SEC’s Aggressive Enforcement Chief To Step Down

This article is from the archive of The New York Sun before the launch of its new website in 2022. The Sun has neither altered nor updated such articles but will seek to correct any errors, mis-categorizations or other problems introduced during transfer.

The New York Sun

Stephen Cutler, who spearheaded the Securities and Exchange Commission’s crackdown on the corporate fraud and trading scandals that rattled American investors following the collapse of Enron, said yesterday that he will resign in a month as the agency’s enforcement chief.


Mr. Cutler, 43, said in a press release that he plans to return to the private sector after six years at the agency. The SEC didn’t announce a successor.


Mr. Cutler and New York Attorney General Eliot Spitzer, sometimes sparring as rivals, together waged an unprecedented attack on business and Wall Street wrongdoing. Mr. Cutler’s aggressiveness also triggered complaints from corporate lobbying groups and critics within the agency itself, who said his enforcement squad was overzealous in bringing cases and pursuing multimillion-dollar fines.

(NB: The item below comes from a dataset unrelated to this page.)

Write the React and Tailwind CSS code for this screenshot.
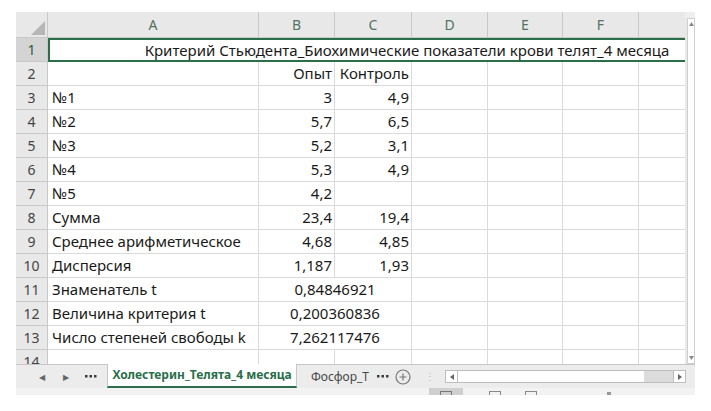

“Steve presided over the agency’s enforcement efforts during a period of the greatest upheaval and challenge since the creation of the SEC,” William McLucas, one of Mr. Cutler’s predecessors, said yesterday in an interview. “His legacy will be in the same category as that of Stanley Sporkin, as one of the greatest leaders and public servants the SEC has ever seen.”


Mr. Sporkin served as the agency’s enforcement chief from 1974 to 1980, before joining the CIA as general counsel and then becoming a federal judge.


Linda Thomsen, 50, Mr. Cutler’s deputy, is the leading candidate to succeed him, securities lawyers said. Ms. Thomsen, who has overseen the SEC’s Enron probe, would be the first woman to serve as enforcement director.


“There’s a strong culture within the enforcement division to promote talent from within,” said Stephen Crimmins, a former SEC trial attorney. “We’ve seen Steve Cutler give Linda a prominent role and she’s proved herself a very capable leader.”


Mr. Cutler, a onetime civil-rights lawyer, is leaving while his 1,300-person unit is pursuing some of its most high-profile cases. Among them are a suit against former Enron head Kenneth Lay, and investigations of alleged bribery by Halliburton.


Mr. Cutler also will be gone by the time the SEC resolves its accounting fraud probe of American International Group and its ousted chief executive, Maurice “Hank” Greenberg.


Mr. Cutler joined the SEC in January 1999 as deputy enforcement director and was promoted to director of the division in October 2001 by Harvey Pitt, the SEC chairman at the time. That month, Enron’s off-balance-sheet financial machinations began to unravel into one of the biggest corporate scandals in American history.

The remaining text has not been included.